Shinto’s relationship with other religious traditions remains largely cooperative at the level of popular practice. Many Japanese households combine Shinto rites for birth and seasonal celebrations with Buddhist funerary rites; Christian-style wedding ceremonies, often secularized and performed in hotel chapels, coexist with traditional shrine weddings as cultural forms. Syncretic practices and local religious economies continue to shape lived religion in Japan, even as specialized religious identity has significant meaning among committed practitioners, sects, and priestly lineages.

Finally, global interest in Shinto aesthetics, nature-centered spirituality, and shrine architecture has generated international scholarly attention and public curiosity. Museums stage exhibitions on shrine architecture and ritual implements; academic fields such as comparative religion, anthropology, and religious studies examine Shinto as a case of indigenous religiosity and state–religion relations. At the same time, shrine communities face practical tasks: managing visitor flows to protect sacred precincts, preserving the integrity of ritual action when audiences include tourists, and transmitting craft skills and liturgical knowledge to future generations.

Shinto in the contemporary era is therefore not a monolithic institution but a field of ritual practices, institutional forms, and lived relationships that continue to evolve.

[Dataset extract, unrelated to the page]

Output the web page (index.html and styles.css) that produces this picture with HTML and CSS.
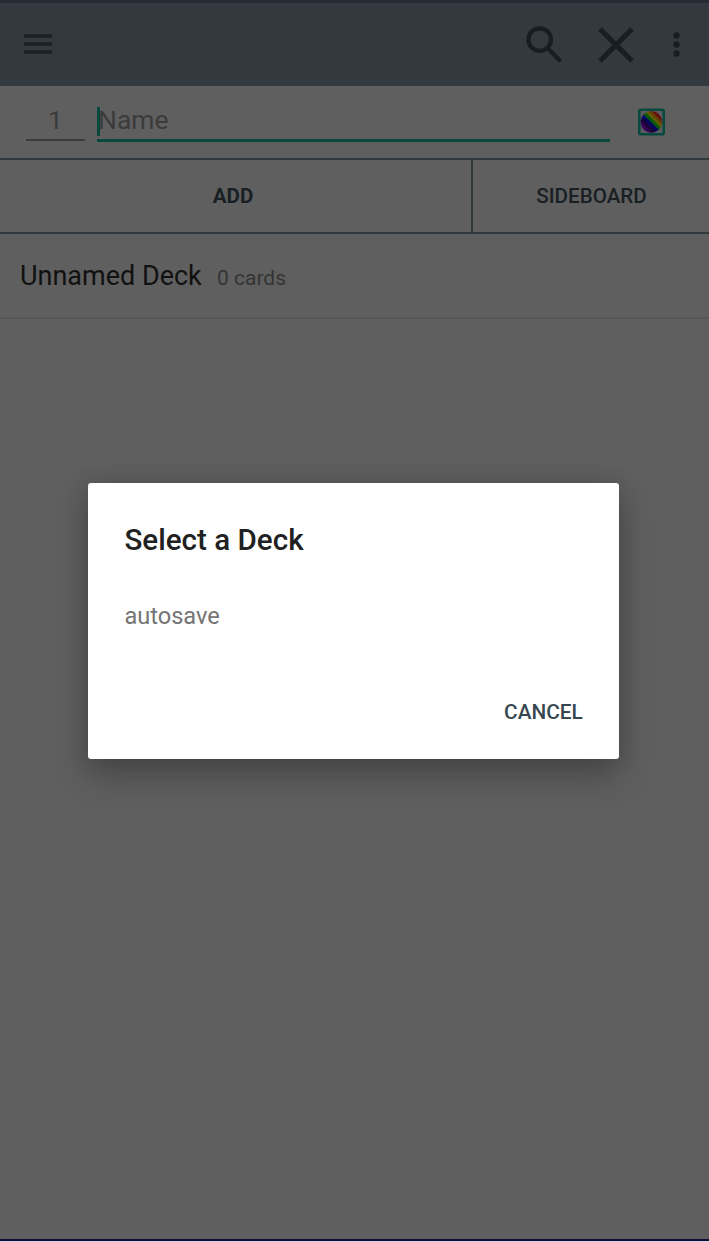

The tradition’s principal features — veneration of kami, shrine-centered rites, and an ethical emphasis on purity and reciprocity — remain central in many contexts, even as communities adapt to demographic shifts, political debates, and global attention. Observers and participants alike treat Shinto as a foundational element of Japan’s religious ecology: a living set of ritual and moral orientations woven into the social fabric of towns, regions, and national ceremonies.